A 21st-century magnate may be a mediocre player, but he can ride with the best by hiring professionals -- “assassins,” polo’s old guard calls them -- mostly from England or Argentina, to round out his four-man team.

That, say the purists, is the price of a new world.

“It’s a good thing that’s happening, otherwise it would have mostly died out,” said Gayatri Devi, the 85-year-old Rajmata -- or queen mother -- of the former royal state of Jaipur. “After all, before, the patrons of polo were the maharajahs.”

Jaipur is India’s polo capital, a dusty city watched over by small, castle-topped mountains where a good tournament can attract thousands of spectators. And, compared to Delhi and most of the other Indian cities, it’s a place where serious polo is still more important than the glitz surrounding it.

So, occasionally, the Rajmata gets out to see a match. But she misses the days when men like her late husband, one of the greatest players in Indian history, dominated the field.

“It was a team game before,” Devi said, sitting amid fading black-and-white photos in the office of her Jaipur mansion, once just the pool house of a palace that is now one of the country’s most expensive hotels.

Advertisement

“Today, you have the patrons, you have the hired assassins and things like that,” she said. “Some of the players in India are very good to watch, but ... when you see a really first-class team playing like a team, it’s splendid.”
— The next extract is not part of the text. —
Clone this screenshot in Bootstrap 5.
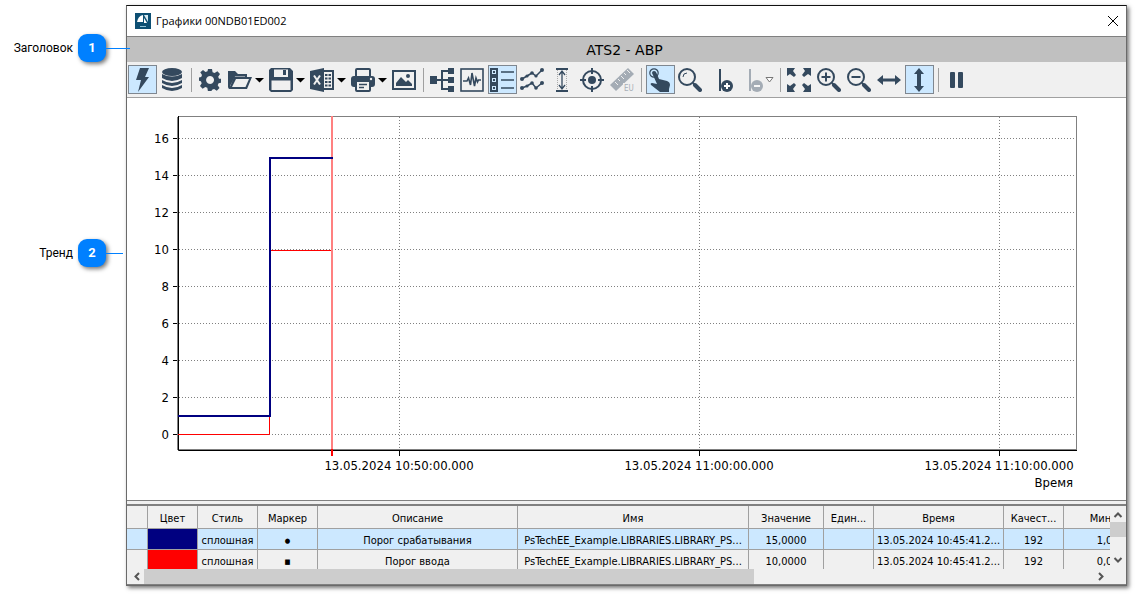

But even today, money and celebrity aren’t everything. Garcha, who learned to play in the Indian cavalry and set out to make a fortune after he retired simply to afford to keep playing, says the society circus around polo is just the means to an end.

“The media, the awareness, the glamour” have helped invigorate the sport, he said. “As long as the game gets a little shot in the arm.”

But it can be easy, amid that circus, to fail to heed the matches.

Well played, polo is a startlingly beautiful game, a 28-minute battle of men and horses.

Not that many people in the stands would notice.

“People only go to be seen and for their pictures to be snapped,” Agarwal said. “And if they understand it, I doubt it.”